EL SILENCIO DE JESÚS

  En el relato del proceso que culminaría en muerte, llama la atención el silencio de Jesús, apenas roto por una primera respuesta simple y las llamadas “siete palabras”, ya en la cruz; palabras que, seguramente, fueron creadas con posterioridad por los propios evangelistas.

 Sabemos que el silencio puede nacer de distintos “lugares” y encerrar actitudes muy diferentes: del miedo al desprecio, de la cerrazón a la ira contenida. Sin embargo, en una persona sabia como Jesús, el silencio parece estar dotado de una doble intencionalidad: por una parte, significa acallar la mente al haber comprendido la imposibilidad de entender lo que está sucediendo desde el plano mental; por otra, implica una actitud aceptación profunda y de rendición consciente a lo que es.

 Es, con seguridad, el silencio más elocuente: no hay discusión, justificación ni reproche; no hay gemidos de necesidades ni gritos de condena.
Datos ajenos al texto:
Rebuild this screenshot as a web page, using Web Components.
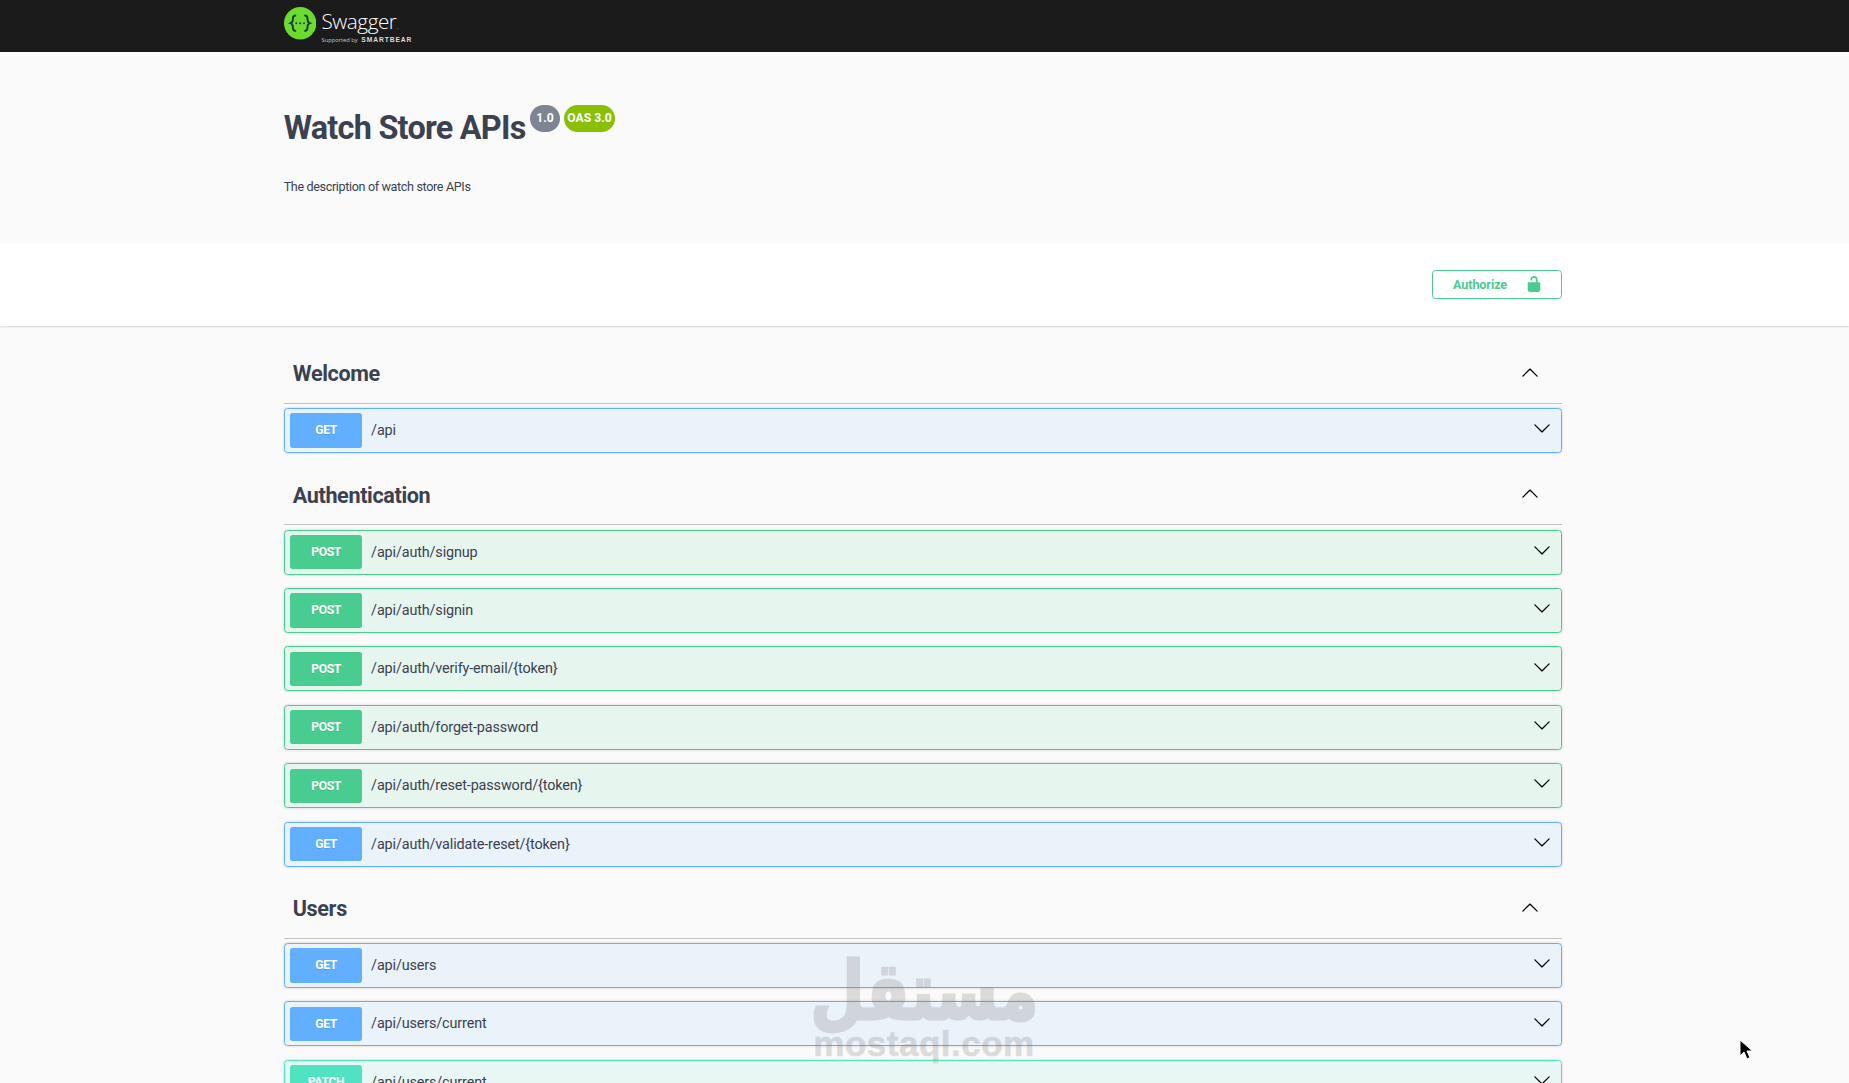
<!DOCTYPE html>
<html lang="en"><head><meta charset="utf-8"><title>Swagger UI</title>
<style>
html,body{margin:0;padding:0;height:1083px;overflow:hidden;background:#fafafa}
body{font-family:"Roboto","Noto Sans",sans-serif;color:#3b4151;position:relative}
swagger-page{display:block;zoom:.9}
</style></head><body>
<swagger-page>
  <swagger-topbar></swagger-topbar>
  <api-info title-text="Watch Store APIs" version="1.0" oas="OAS 3.0" desc="The description of watch store APIs"></api-info>
  <auth-bar></auth-bar>
  <api-list>
    <api-tag name="Welcome">
      <api-row method="get" path="/api"></api-row>
    </api-tag>
    <api-tag name="Authentication">
      <api-row method="post" path="/api/auth/signup"></api-row>
      <api-row method="post" path="/api/auth/signin"></api-row>
      <api-row method="post" path="/api/auth/verify-email/{token}"></api-row>
      <api-row method="post" path="/api/auth/forget-password"></api-row>
      <api-row method="post" path="/api/auth/reset-password/{token}"></api-row>
      <api-row method="get" path="/api/auth/validate-reset/{token}"></api-row>
    </api-tag>
    <api-tag name="Users">
      <api-row method="get" path="/api/users"></api-row>
      <api-row method="get" path="/api/users/current"></api-row>
      <api-row method="patch" path="/api/users/current"></api-row>
    </api-tag>
  </api-list>
</swagger-page>
<mostaql-mark></mostaql-mark>
<mouse-pointer></mouse-pointer>
<script>
const FONT='"Roboto","Noto Sans",sans-serif';
const ARROW='M17.418 6.109c.272-.268.709-.268.979 0s.271.701 0 .969l-7.908 7.83c-.27.268-.707.268-.979 0l-7.908-7.83c-.27-.268-.27-.701 0-.969.271-.268.709-.268.979 0L10 13.25l7.418-7.141z';
function def(name,css,html){
  customElements.define(name,class extends HTMLElement{
    connectedCallback(){
      if(this.shadowRoot)return;
      const s=this.attachShadow({mode:'open'});
      s.innerHTML='<style>'+css+'</style>'+(typeof html==='function'?html(this):html);
    }
  });
}
def('swagger-topbar',`
:host{display:block;background:#1b1b1b;height:57.5px;font-family:"Open Sans",sans-serif;padding-right:4px}
.wrap{max-width:1420px;margin:0 auto;height:100%;display:flex;align-items:center;gap:6px;padding-bottom:4px;box-sizing:border-box}
svg{width:36px;height:36px;display:block;flex:none;margin-top:-1px}
.t{display:flex;flex-direction:column;color:#fff;line-height:1}
.s{font-size:23px;font-weight:300;letter-spacing:-.5px;margin-top:7px;line-height:24px}
.s i{font-style:normal;font-size:8px;opacity:.6;margin-left:1px}
.b{font-size:6.4px;display:flex;align-items:baseline;gap:4px;margin-top:0;color:#c9c9c9;white-space:nowrap}
.b b{font-family:"Liberation Sans",sans-serif;font-size:7.4px;font-weight:700;letter-spacing:1.05px;color:#ddd}
`,`<div class="wrap"><svg viewBox="0 0 40 40"><circle cx="20" cy="20" r="20" fill="#6bdc2e"/><g fill="none" stroke="#173646" stroke-width="2.3" stroke-linecap="round"><path d="M14 10.500c-3.100 0-3.100 2.400-3.100 4.700s.1 3.800-2.700 4.800c2.800 1 2.700 2.500 2.700 4.800s0 4.700 3.100 4.700"/><path d="M26 10.500c3.100 0 3.100 2.400 3.100 4.700s-.1 3.800 2.700 4.800c-2.800 1-2.700 2.500-2.700 4.800s0 4.700-3.100 4.700"/></g><g fill="#173646"><circle cx="15.200" cy="20" r="1.200"/><circle cx="20" cy="20" r="1.200"/><circle cx="24.800" cy="20" r="1.200"/></g></svg>
<div class="t"><div class="s">Swagger<i>.</i></div><div class="b">Supported by <b>SMARTBEAR</b></div></div></div>`);
def('api-info',`
:host{display:block;height:212.500px;font-family:${FONT};color:#3b4151;box-sizing:border-box;padding-right:4px}
.wrap{max-width:1420px;margin:0 auto;padding-top:60px}
.h{display:flex;align-items:flex-start}
h2{margin:0;font-size:36px;line-height:50px;font-weight:700;white-space:nowrap;letter-spacing:-.82px}
.p{display:inline-block;color:#fff;font-weight:700;font-size:13.500px;line-height:30px;height:30px;border-radius:57px;text-align:center;margin-top:-1px;margin-left:5px;white-space:nowrap}
.v{background:#7d8492;width:33px}
.o{background:#89bf04;width:56px}
p{margin:30px 0 0;font-size:14px;line-height:21px;letter-spacing:-.4px}
`,e=>`<div class="wrap"><div class="h"><h2>${e.getAttribute('title-text')}</h2><span class="p v">${e.getAttribute('version')}</span><span class="p o">${e.getAttribute('oas')}</span></div><p>${e.getAttribute('desc')}</p></div>`);
def('auth-bar',`
:host{display:block;background:#fff;box-shadow:0 1px 2px 0 rgba(0,0,0,.15);padding:30px 4px 30px 0;margin-bottom:21.300px;font-family:${FONT}}
.wrap{max-width:1420px;margin:0 auto;display:flex;justify-content:flex-end}
button{all:unset;box-sizing:border-box;display:flex;align-items:center;justify-content:center;gap:20px;width:144.500px;height:32px;border:2px solid #49cc90;border-radius:4px;color:#49cc90;font:700 14px ${FONT};letter-spacing:-.1px;background:#fff}
svg{width:20px;height:20px;fill:#49cc90;display:block;margin-right:-3px}
`,`<div class="wrap"><button>Authorize<svg viewBox="0 0 20 20"><path d="M15.800 8H14V5.600C14 2.703 12.665 1 10 1 7.334 1 6 2.703 6 5.600V6h2v-.801C8 3.754 8.797 3 10 3c1.203 0 2 .754 2 2.199V8H4c-.553 0-1 .646-1 1.199V17c0 .549.428 1.139.951 1.307l1.197.387C5.672 18.861 6.550 19 7.100 19h5.800c.549 0 1.428-.139 1.951-.307l1.196-.387c.524-.167.953-.757.953-1.306V9.199C17 8.646 16.352 8 15.800 8z"/></svg></button></div>`);
def('api-list',`:host{display:block;padding-right:4px}.wrap{max-width:1420px;margin:0 auto}`,`<div class="wrap"><slot></slot></div>`);
def('api-tag',`
:host{display:block;font-family:${FONT}}
.head{height:64px;border-bottom:1px solid rgba(59,65,81,.3);display:flex;align-items:center;justify-content:space-between;padding:0 20px 0 10px;margin-bottom:5px;color:#3b4151;font-size:24px;font-weight:700;letter-spacing:-.4px}
svg{width:20px;height:20px;transform:rotate(180deg);display:block;margin-right:5px;margin-top:-2px;fill:#000}
`,e=>`<div class="head"><span>${e.getAttribute('name')}</span><svg viewBox="0 0 20 20"><path d="${ARROW}"/></svg></div><slot></slot>`);
def('api-row',`
:host{display:block;margin-bottom:14.900px;font-family:${FONT}}
.r{box-sizing:border-box;height:50px;border:1px solid var(--c);border-radius:4px;background:var(--b);box-shadow:0 0 3px rgba(0,0,0,.19);display:flex;align-items:center;padding:5px 5px 5px 6px}
.get{--c:#61affe;--b:rgba(97,175,254,.1)}
.post{--c:#49cc90;--b:rgba(73,204,144,.1)}
.patch{--c:#50e3c2;--b:rgba(80,227,194,.1)}
.m{flex:none;width:80px;height:38px;line-height:38px;background:var(--c);color:#fff;border-radius:3px;text-align:center;font-weight:700;font-size:13.500px;letter-spacing:-.35px;text-transform:uppercase;text-shadow:0 1px 0 rgba(0,0,0,.1)}
.p{flex:1;padding:0 10px;font-size:16px;color:#3b4151;letter-spacing:-.15px}
svg{width:20px;height:20px;flex:none;margin-right:6px;margin-top:-5px;fill:#000}
`,e=>`<div class="r ${e.getAttribute('method')}"><span class="m">${e.getAttribute('method')}</span><span class="p">${e.getAttribute('path')}</span><svg viewBox="0 0 20 20"><path d="${ARROW}"/></svg></div>`);
def('mostaql-mark',`
:host{position:absolute;left:813px;top:954px;width:222px;height:108px;pointer-events:none;color:#666;opacity:.2;display:block}
.a{font:700 80px/76px "DejaVu Sans",sans-serif;white-space:nowrap;height:76px;display:flex;justify-content:center;-webkit-text-stroke:3px #666}
.a span{display:block;transform:scaleX(.78)}
.l{font:700 35px/32px "Liberation Sans",sans-serif;white-space:nowrap;letter-spacing:.5px;text-align:center;margin-top:-2px;-webkit-text-stroke:.5px #666}
`,`<div class="a" lang="ar"><span dir="rtl">مستقل</span></div><div class="l">mostaql.com</div>`);
def('mouse-pointer',`
:host{position:absolute;left:1738px;top:1039px;width:16px;height:23px;pointer-events:none}
svg{display:block;width:16px;height:23px}
`,`<svg viewBox="0 0 16 23"><path d="M2 1l0 16 4-4 3 7 3-1.500-3-6.500h5.500z" fill="#000" stroke="#fff" stroke-width="1"/></svg>`);
</script>
</body></html>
El yo está acallado. La persona está anclada y viviéndose desde “otro lugar”. Un lugar que se rige por parámetros completamente distintos a aquellos con los que se maneja el ego.

 Tal silencio es elocuente porque no es un mero gesto o comportamiento, sino que manifiesta un estado de ser, en el que la persona, transcendida la identificación con el yo, se comprende y se vive desde su (nuestra) verdadera identidad, ahí donde somos y nos reconocemos en unidad con todo lo que es.

 Decir que el silencio es un estado de ser equivale a afirmar que, en lo profundo, más allá de la locuacidad del mundo mental y su jungla de palabras, pensamientos, emociones y deseos, somos silencio consciente.

 En el estado mental nos debatimos constantemente porque no hacemos sino girar en torno al yo, con sus miedos y sus necesidades, sus frustraciones y sus anhelos… Y el yo siempre va a necesitar explicar, justificar, gritar, condenar, suplicar. Es su modo de funcionar.

 Sin embargo, cuando acallamos la mente y se silencian los pensamientos –cesa nuestra identificación con ellos–, se abre ante nosotros –cada cual puede experimentarlo– una espaciosidad silenciosa que permite la entrada al estado de presencia, en el que se modifican por completo nuestras referencias anteriores. Desde ahí, todo se ve y se vive de manera radicalmente distinta.

 Es un estado de quietud y de luz, de ecuanimidad, de paz y de plenitud. Seguimos notando en nuestra persona todo aquello que la afecta, sigue habiendo sensaciones de todo tipo y movimientos mentales y emocionales. Pero estamos en ese “otro lugar” que, en realidad, es nuestra “casa”, Aquello que somos en profundidad.

 El silencio del sabio queda reflejado –hasta donde el lenguaje puede hacerlo– en estas palabras de Nisargadatta: “Compare usted la conciencia y su contenido con una nube. Usted está dentro de la nube, mientras que yo la miro. Está usted perdido en ella, casi incapaz de ver la punta de sus dedos, mientras que yo veo la nube y otras muchas nubes y también el cielo azul, el sol, la luna y las estrellas. La realidad es una para nosotros dos, pero para usted es una prisión y para mí un hogar”.

¿Cuál es mi experiencia de silencio?